As COVID-19 continues to impact employment rates and food security in the Richmond region, several nonprofits are forging new strategies to ensure that our neighbors have access to the healthy food they need. Shalom Farms and Greater Richmond Fit4Kids both focus on food access and health education, and they are finding innovative ways to continue serving our community during this time.
With two farms located in the Metro Richmond area, Shalom Farms focuses on increasing access to healthy food and the supports necessary to live a healthy life. In addition to large scale distribution programs, they run several education programs, including the Prescription Produce Plan (PPP), where families with chronic diseases like diabetes are connected to healthy foods, disease management classes and cooking classes. To continue supporting PPP participants through this period of social distancing, Shalom Farms is converting these weekly classes to an online format with produce deliveries. Their team is also creating online videos and learning modules about farming and healthy eating that teachers and parents can use in their virtual lesson plans.

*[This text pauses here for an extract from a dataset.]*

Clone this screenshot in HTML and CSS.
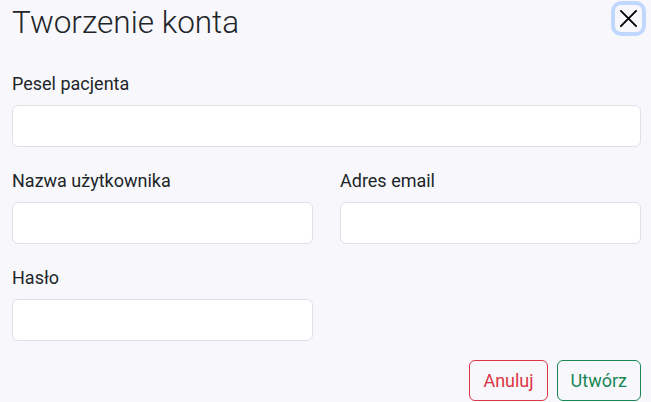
FILE: index.html
```html
<!DOCTYPE html>
<html lang="pl">
<head>
<meta charset="utf-8">
<link rel="stylesheet" href="styles.css">
</head>
<body>
<div class="modal">
  <header class="modal-header">
    <h1 class="modal-title">Tworzenie konta</h1>
    <button class="btn-close" type="button" aria-label="Zamknij">
      <svg width="20" height="20" viewBox="0 0 20 20"><path d="M2 2 L18 18 M18 2 L2 18" stroke="#000" stroke-width="2" fill="none" stroke-linecap="round"/></svg>
    </button>
  </header>
  <form class="form">
    <div class="field">
      <label class="label">Pesel pacjenta</label>
      <input class="input" type="text">
    </div>
    <div class="row">
      <div class="field">
        <label class="label">Nazwa użytkownika</label>
        <input class="input" type="text">
      </div>
      <div class="field">
        <label class="label">Adres email</label>
        <input class="input" type="email">
      </div>
    </div>
    <div class="row">
      <div class="field">
        <label class="label">Hasło</label>
        <input class="input" type="password">
      </div>
      <div></div>
    </div>
    <div class="footer">
      <button class="btn btn-danger" type="button">Anuluj</button>
      <button class="btn btn-success" type="button">Utwórz</button>
    </div>
  </form>
</div>
</body>
</html>
```
FILE: styles.css
```css
* { box-sizing: border-box; }
html, body { margin: 0; padding: 0; }
body {
  background: #f8f8fc;
  font-family: Roboto, "Liberation Sans", sans-serif;
  color: #212529;
  width: 651px;
  height: 402px;
  overflow: hidden;
}
.modal {
  padding: 4px 10px 0 12px;
}
.modal-header {
  display: flex;
  justify-content: space-between;
  align-items: flex-start;
}
.modal-title {
  margin: 0;
  font-size: 31.5px;
  font-weight: 300;
  line-height: 38px;
  color: #212529;
}
.btn-close {
  width: 27px;
  height: 27px;
  margin: 1px -1px 0 0;
  padding: 0;
  border: none;
  border-radius: 6px;
  background: transparent;
  box-shadow: 0 0 0 4px #c0d8fd;
  display: flex;
  align-items: center;
  justify-content: center;
}
.btn-close svg { width: 19px; height: 19px; }
.form {
  display: flex;
  flex-direction: column;
  gap: 20px;
  margin-top: 28px;
}
.row {
  display: grid;
  grid-template-columns: 1fr 1fr;
  gap: 27px;
}
.field {
  display: flex;
  flex-direction: column;
}
.label {
  font-size: 18px;
  line-height: 27px;
  margin-bottom: 8px;
}
.input {
  height: 42px;
  border: 1px solid #dee2e6;
  border-radius: 6px;
  background: #fff;
  font: inherit;
  padding: 6px 12px;
}
.footer {
  display: flex;
  justify-content: flex-end;
  gap: 9px;
  margin-top: -1px;
}
.btn {
  font-family: Roboto, "Liberation Sans", sans-serif;
  font-size: 18px;
  line-height: 27px;
  padding: 6px 13px;
  border-radius: 6px;
  background: transparent;
  border: 1px solid;
}
.btn-danger { color: #dc3545; border-color: #dc3545; }
.btn-success { color: #198754; border-color: #198754; }
```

To get their fresh veggies out into the community as safely as possible, Shalom Farms is collaborating with new feeding programs that have emerged in response to COVID-19, and they are preparing a socially distanced version of their Mobile Market program to launch next week. This program brings affordable produce into communities with limited access to fresh foods.
“We know the need for fresh food is going to continue to grow and shift in the coming weeks and months, so right now we are focused on being ready and nimble in order to meet that need as thoughtfully and safely as possible,” Shalom Farms Executive Director Dominic Barrett said.
Greater Richmond Fit4Kids
Greater Richmond Fit4Kids works to improve children’s health by promoting physical activity and healthy eating in schools and communities. Although Richmond Public Schools (RPS) are currently closed, Fit4Kids has reopened three of their school gardens to grow veggies that will benefit the RPS food distribution sites. The nonprofit is hoping to get the community involved in tending the gardens over the summer, and volunteers would be able to sample the harvest as well.
“This is the first time we’ve ever been able to do something like this,” said Sara Artiglia, Garden Program Coordinator with Fit4Kids. “Now that we have the food distribution sites, it’s a little easier for us to get food into the community.”
The organization has also been using their greenhouses to grow seedlings that are then donated to residents of several public housing communities and to food access programs like Resiliency Gardens and the Colonial Heights Food Pantry. Their “salad planters” have been a community favorite, especially because these containers can grow lettuce from a sunny windowsill or a front porch – no outdoor garden space needed.